Grande défaite de Bandar au Liban
Ce dirigeant saoudien constitue toutefois un problème pour l’Arabie Saoudite. Contrairement à la politique « calme » de Riyad (au moins dans l’apparence), Bandar hausse toujours le plafond de ses prévisions, des fois à dépasser le réel. Sa dernière « expérience à caractère militaire » menée au Liban date de 2006, lorsqu’il a convaincu le roi saoudien de verser plus de 200 millions de dollars pour former des milices au courant de Saad Hariri. Mais cette expérience a essuyé un grand revers, moins de 20 heures de combat sur le terrain.
La Syrie, son premier souci
Selon des personnalités diplomatiques ayant rencontré le prince saoudien ces dernières semaines, Bandar ben Sultan accorde une attention particulière aux événements en Syrie. Il ne mentionne l’Irak, le Yémen ou le Liban que pour parler de « la défaite de l’Iran et du Hezbollah » au Levant.
On rapporte son « optimisme » sur des développements à venir sur le terrain en Syrie. Pour lui, huit mois sont assez suffisants pour augmenter les aides et les armements de l’opposition syrienne afin de modifier les équilibres de la force.
Bandar cherche donc à « modifier » l’équilibre sur le terrain pour ne pas permettre au régime syrien d’imposer ses propres conditions lors des prochaines négociations.
D’après lui, les deux prochains mois seront décisifs au niveau de l’armement et de l’entrainement des forces de l’opposition. Ensuite, viendra le temps de la récolte qui durera des mois.
Plaintes des difficultés sur le terrain
Devant ses visiteurs, Bandar évoque des difficultés : il se plaint des divergences dans les rangs des combattants, de l’incapacité d’entrainer plus de 300 personnes par mois. Il déplore les ventes d’armes qu’il envoie à plusieurs factions militaires et qui tombent en fin de compte dans les mains des combattants d’al-Qaida. Mais ces plaintes ne l’empêchent pas de miser sur des exploits à venir dans les mois prochains.
Il aspire à des exploits dans le nord syrien à partir d’Alep. Quant au Sud, il essaiera de convaincre le régime jordanien d’ouvrir ses portes devant le passage des armes et des combattants à Deraa et au Golan.
Bandar considère que de tels exploits convaincront la Russie d’opter pour une solution politique « qui exclut Bachar elAssad de tout rôle politique ».
L’autre camp ne garde pas les bras croisés
A Damas, dans la banlieue sud de Beyrouth, à Téhéran, et à Moscou, d’aucuns travaillent jour et nuit pour empêcher Bandar d’atteindre ses aspirations. Dans cette bataille également, rien ne sera épargné : ni armement ni financement de l’armée syrienne, ni entrainements, ni planification, ni renforts humains.
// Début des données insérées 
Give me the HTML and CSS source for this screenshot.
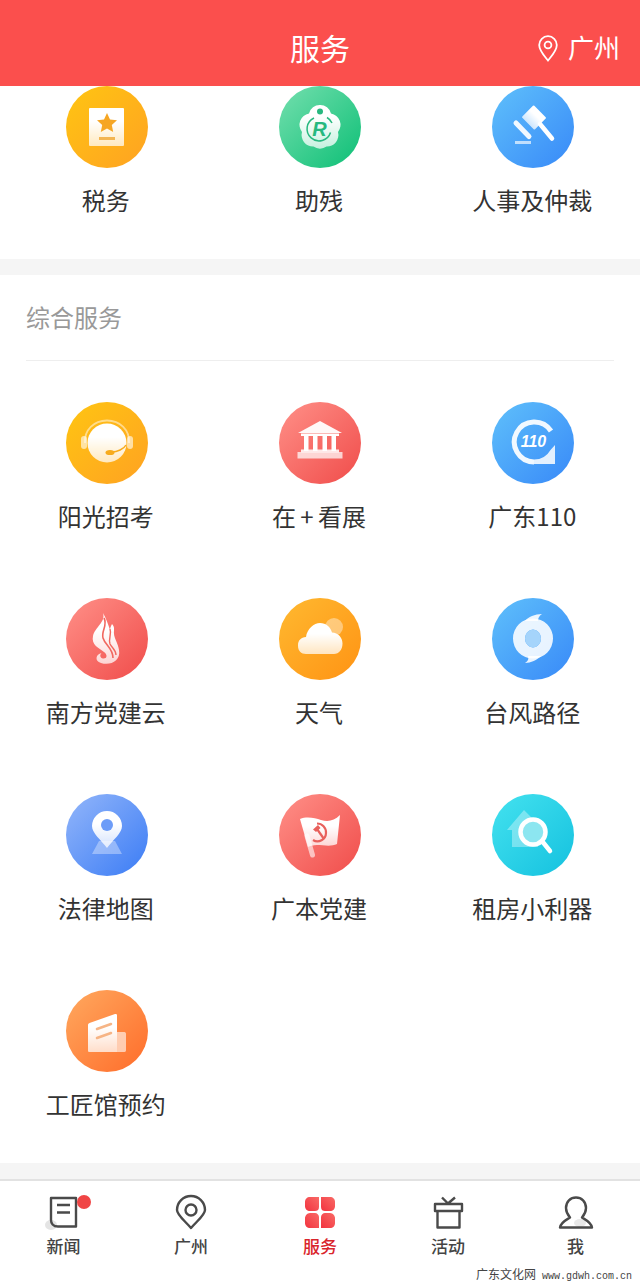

En réponse aux propos rapportés de Bandar, les partisans du régime de Bachar elAssad disent : « Ce qu’ont fait les ennemis de Damas ces deux dernières années était suffisant pour renverser Assad. Rien ne leur manquait : ni argent, ni armes, ni combattants, ni plans… Leur seul problème c’est que nous avons résisté et que nous avons su comment les empêcher de réaliser leurs objectifs ».
En effet, les partisans de « l’axe du mal » savent bien que la nouvelle bataille en Syrie sera comme ses précédentes et que la modification des équilibres de la force est désormais impossible. Bref, Bandar ben Sultan quittera la Syrie comme il l’a fait à Beyrouth en 2008.